=== Dataset content ===

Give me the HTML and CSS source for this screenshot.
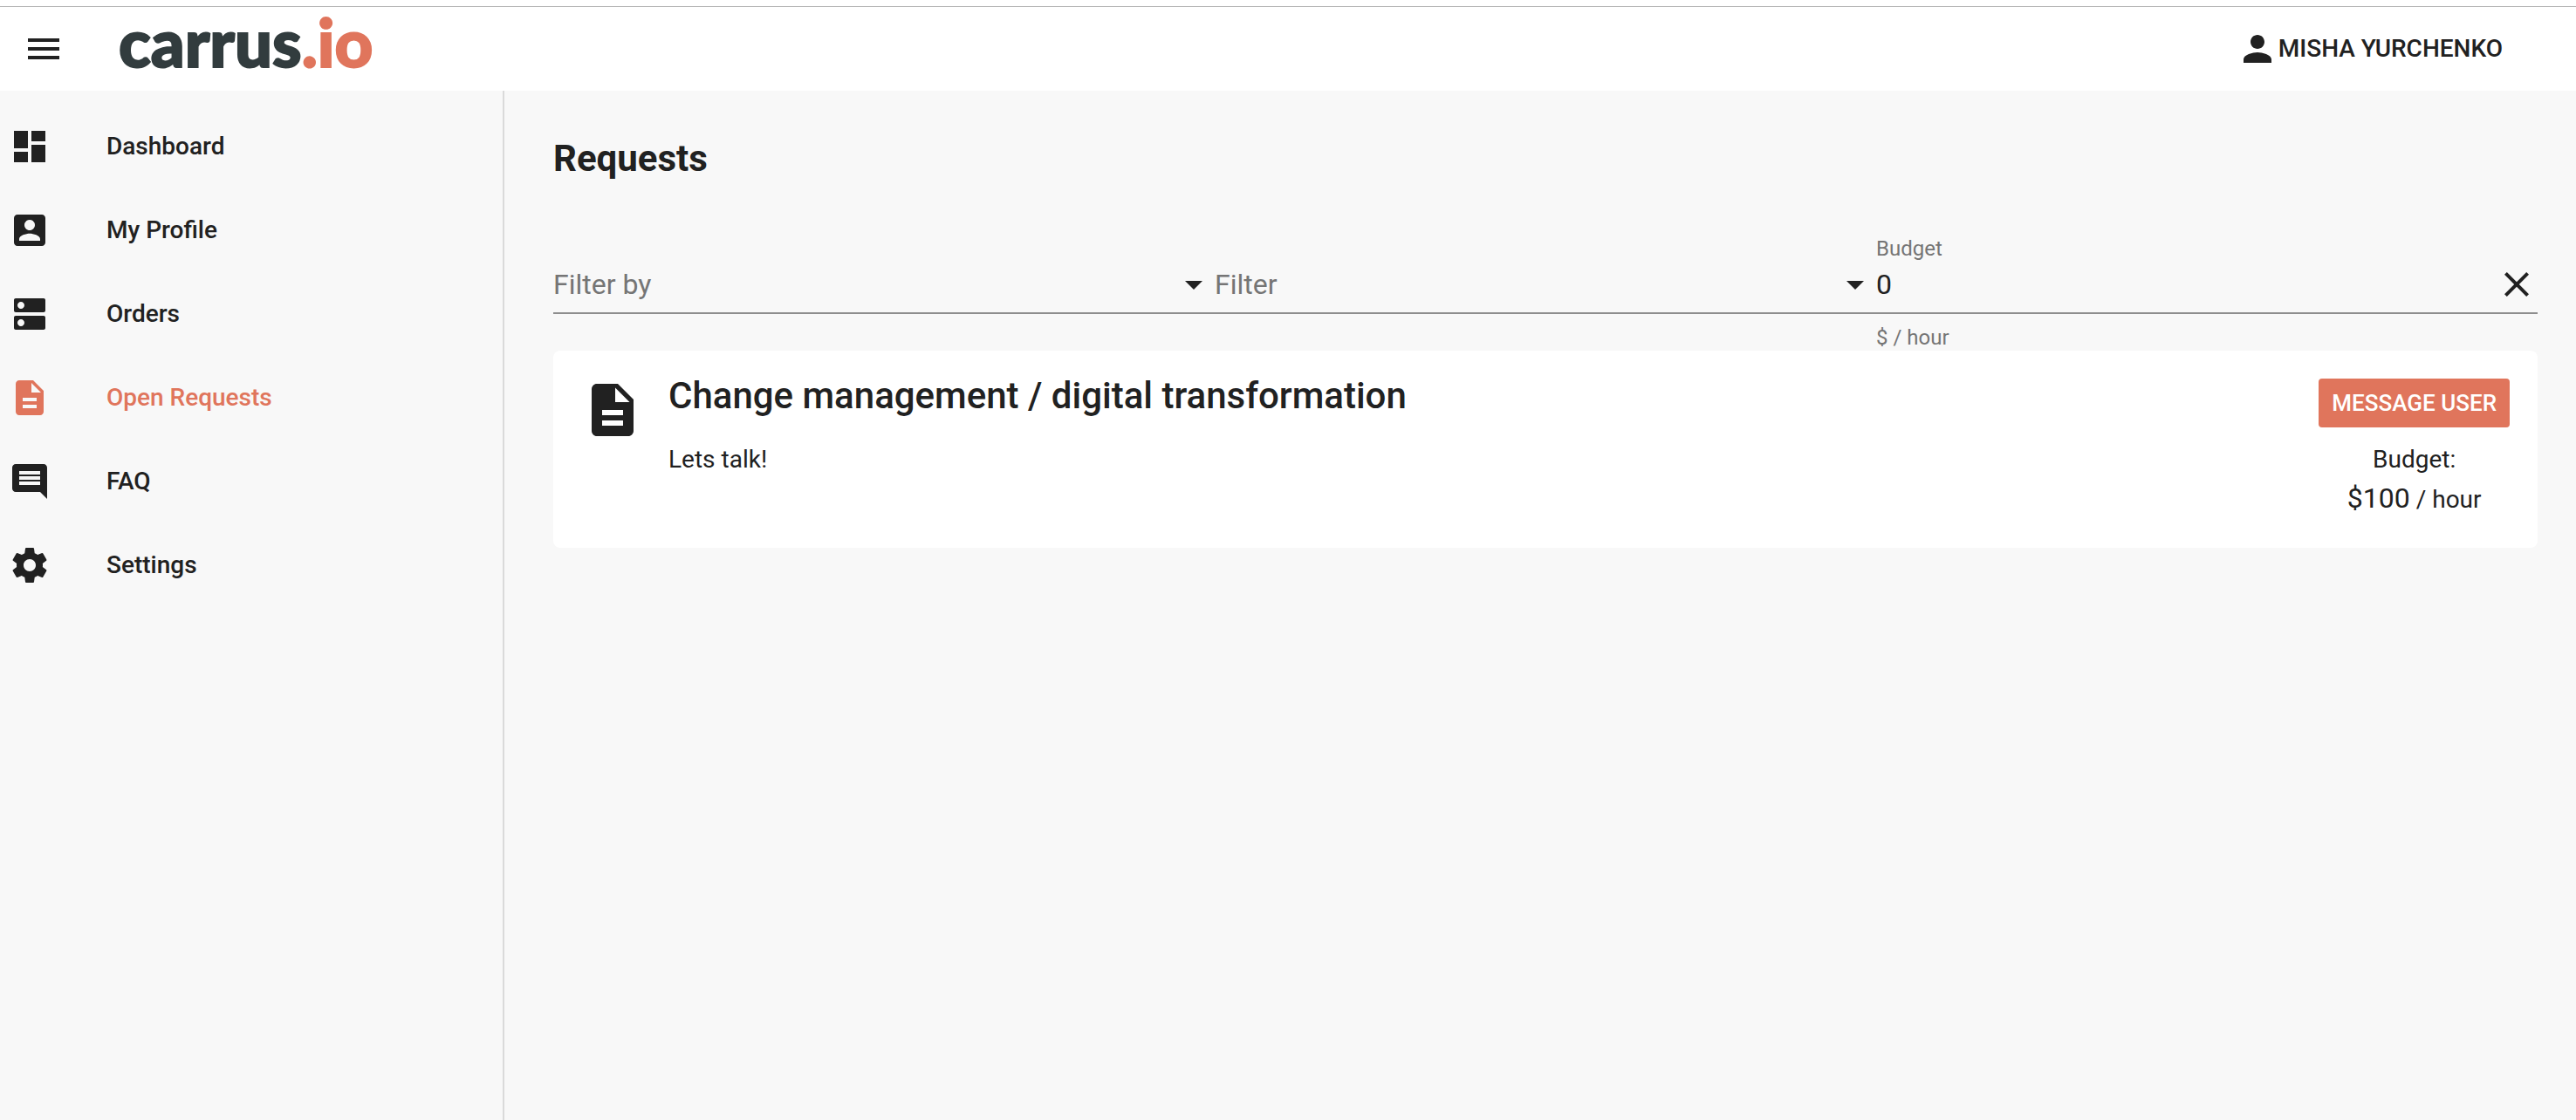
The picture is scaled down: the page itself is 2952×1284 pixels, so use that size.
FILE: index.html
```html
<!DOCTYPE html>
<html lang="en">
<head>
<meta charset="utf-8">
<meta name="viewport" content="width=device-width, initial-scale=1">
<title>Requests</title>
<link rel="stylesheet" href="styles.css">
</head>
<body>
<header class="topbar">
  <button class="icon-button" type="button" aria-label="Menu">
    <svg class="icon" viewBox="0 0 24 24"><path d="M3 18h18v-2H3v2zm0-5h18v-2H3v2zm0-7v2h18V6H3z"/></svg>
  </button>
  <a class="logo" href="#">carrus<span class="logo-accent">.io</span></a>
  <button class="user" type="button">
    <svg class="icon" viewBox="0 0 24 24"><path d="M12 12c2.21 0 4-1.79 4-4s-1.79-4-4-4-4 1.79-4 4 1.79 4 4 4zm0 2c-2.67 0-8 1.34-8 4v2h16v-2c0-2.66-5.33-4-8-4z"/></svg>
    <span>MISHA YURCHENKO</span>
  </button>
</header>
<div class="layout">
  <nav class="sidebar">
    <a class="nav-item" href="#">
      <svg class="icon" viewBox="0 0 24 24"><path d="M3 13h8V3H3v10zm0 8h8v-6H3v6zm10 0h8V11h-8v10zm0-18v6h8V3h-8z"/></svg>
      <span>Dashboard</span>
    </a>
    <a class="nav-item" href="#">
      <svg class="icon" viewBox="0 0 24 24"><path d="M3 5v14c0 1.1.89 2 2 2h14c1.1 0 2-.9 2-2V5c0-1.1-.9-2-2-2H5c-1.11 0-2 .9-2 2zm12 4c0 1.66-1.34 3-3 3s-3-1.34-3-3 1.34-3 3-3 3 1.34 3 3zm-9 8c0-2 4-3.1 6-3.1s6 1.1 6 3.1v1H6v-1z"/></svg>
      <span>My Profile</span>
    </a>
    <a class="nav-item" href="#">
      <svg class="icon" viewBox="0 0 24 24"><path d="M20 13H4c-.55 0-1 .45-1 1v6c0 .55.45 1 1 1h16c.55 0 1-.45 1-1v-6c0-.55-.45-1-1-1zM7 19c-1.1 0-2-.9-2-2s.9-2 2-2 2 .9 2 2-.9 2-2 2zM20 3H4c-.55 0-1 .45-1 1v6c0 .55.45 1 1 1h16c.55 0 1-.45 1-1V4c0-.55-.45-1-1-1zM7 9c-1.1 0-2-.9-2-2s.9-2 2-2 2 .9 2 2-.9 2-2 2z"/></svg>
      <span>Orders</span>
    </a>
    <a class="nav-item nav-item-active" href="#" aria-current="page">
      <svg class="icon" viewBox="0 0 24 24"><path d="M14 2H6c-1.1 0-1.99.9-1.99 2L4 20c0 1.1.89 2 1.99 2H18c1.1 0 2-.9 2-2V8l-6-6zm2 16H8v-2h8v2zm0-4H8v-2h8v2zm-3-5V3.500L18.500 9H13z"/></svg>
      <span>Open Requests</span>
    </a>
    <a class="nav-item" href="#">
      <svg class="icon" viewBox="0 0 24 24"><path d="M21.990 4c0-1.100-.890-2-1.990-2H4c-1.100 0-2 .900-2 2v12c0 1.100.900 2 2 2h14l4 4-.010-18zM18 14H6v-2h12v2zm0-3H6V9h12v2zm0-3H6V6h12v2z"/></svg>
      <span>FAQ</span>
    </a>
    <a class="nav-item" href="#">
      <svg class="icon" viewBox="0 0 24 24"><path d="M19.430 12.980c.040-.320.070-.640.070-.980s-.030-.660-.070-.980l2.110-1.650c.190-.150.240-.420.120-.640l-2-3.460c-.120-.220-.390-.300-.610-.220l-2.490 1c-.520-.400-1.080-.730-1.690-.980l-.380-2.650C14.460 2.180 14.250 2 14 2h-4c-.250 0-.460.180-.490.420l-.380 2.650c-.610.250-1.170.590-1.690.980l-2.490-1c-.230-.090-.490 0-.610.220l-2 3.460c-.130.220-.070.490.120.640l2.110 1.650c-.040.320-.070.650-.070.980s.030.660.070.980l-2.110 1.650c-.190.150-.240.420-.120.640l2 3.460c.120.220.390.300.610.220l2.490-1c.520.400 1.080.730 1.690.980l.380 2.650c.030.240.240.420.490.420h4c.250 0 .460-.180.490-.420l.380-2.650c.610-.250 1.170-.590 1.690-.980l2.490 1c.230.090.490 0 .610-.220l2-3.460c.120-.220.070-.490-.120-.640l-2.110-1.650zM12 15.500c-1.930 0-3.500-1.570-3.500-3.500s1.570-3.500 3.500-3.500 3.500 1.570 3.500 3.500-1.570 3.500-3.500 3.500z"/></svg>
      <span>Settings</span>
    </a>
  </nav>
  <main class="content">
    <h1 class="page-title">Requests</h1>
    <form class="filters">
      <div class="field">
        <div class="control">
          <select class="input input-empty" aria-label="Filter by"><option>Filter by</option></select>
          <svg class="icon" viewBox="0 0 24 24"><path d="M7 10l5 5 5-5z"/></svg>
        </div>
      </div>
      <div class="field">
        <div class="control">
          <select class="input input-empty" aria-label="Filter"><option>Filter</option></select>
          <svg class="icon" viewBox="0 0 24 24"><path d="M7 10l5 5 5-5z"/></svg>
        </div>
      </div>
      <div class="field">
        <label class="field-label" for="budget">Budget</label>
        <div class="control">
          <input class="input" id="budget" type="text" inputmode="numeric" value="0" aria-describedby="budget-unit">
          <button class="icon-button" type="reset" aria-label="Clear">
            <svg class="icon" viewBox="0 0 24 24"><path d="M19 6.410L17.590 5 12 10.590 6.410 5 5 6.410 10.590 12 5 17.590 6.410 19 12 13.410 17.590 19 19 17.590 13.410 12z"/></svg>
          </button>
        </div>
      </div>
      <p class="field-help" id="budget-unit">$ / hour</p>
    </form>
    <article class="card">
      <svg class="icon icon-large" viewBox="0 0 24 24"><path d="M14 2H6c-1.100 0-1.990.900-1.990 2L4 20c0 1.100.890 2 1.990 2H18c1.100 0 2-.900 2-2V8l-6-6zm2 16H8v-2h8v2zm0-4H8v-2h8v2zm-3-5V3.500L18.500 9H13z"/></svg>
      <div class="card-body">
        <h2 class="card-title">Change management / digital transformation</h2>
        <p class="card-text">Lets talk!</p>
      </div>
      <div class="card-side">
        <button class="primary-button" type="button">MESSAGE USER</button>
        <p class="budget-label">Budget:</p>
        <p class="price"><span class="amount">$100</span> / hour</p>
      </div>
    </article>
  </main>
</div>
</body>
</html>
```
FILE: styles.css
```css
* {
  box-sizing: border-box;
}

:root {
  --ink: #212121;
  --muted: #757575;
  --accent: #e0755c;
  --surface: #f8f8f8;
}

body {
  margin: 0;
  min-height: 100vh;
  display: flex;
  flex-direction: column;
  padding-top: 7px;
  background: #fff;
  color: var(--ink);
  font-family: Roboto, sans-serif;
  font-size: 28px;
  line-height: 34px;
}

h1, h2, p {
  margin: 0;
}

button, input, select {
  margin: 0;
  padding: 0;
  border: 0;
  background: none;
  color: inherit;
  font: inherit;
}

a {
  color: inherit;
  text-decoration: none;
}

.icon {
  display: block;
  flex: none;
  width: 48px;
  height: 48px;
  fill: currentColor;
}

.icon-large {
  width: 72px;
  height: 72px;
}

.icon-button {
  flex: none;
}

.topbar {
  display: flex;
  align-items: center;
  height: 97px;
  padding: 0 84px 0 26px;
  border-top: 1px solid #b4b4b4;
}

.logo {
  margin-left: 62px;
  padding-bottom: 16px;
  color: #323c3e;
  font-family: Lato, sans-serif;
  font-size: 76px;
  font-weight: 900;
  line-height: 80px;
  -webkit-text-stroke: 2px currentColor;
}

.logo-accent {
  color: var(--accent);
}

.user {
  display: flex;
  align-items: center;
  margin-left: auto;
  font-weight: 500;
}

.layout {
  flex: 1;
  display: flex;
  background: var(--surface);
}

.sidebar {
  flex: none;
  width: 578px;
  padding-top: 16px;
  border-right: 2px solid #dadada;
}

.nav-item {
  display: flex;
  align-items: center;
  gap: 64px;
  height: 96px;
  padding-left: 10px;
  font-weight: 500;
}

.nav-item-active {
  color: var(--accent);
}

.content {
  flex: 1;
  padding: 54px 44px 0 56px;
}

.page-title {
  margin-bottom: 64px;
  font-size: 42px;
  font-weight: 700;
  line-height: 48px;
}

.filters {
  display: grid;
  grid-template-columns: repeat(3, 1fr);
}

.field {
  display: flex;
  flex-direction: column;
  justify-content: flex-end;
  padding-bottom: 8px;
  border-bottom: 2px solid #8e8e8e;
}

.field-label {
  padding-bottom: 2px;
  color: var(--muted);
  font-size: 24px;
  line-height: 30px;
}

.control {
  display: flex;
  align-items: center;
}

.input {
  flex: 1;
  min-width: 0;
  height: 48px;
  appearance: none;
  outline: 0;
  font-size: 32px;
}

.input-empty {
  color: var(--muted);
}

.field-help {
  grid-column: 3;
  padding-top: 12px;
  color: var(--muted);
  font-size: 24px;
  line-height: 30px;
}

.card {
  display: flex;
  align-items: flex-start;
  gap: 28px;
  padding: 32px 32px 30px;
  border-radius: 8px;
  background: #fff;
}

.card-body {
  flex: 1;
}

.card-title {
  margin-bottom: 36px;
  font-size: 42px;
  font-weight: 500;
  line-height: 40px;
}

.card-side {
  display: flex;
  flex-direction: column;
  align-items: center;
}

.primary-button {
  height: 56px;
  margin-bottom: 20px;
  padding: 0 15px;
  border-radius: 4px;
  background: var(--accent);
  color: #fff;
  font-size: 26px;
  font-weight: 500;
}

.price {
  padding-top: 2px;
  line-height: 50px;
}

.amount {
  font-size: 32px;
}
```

=== Problem to work on ===
Find every line in the listing that holds the string "size", then say how many there are as a bare number.

=== Written response ===
10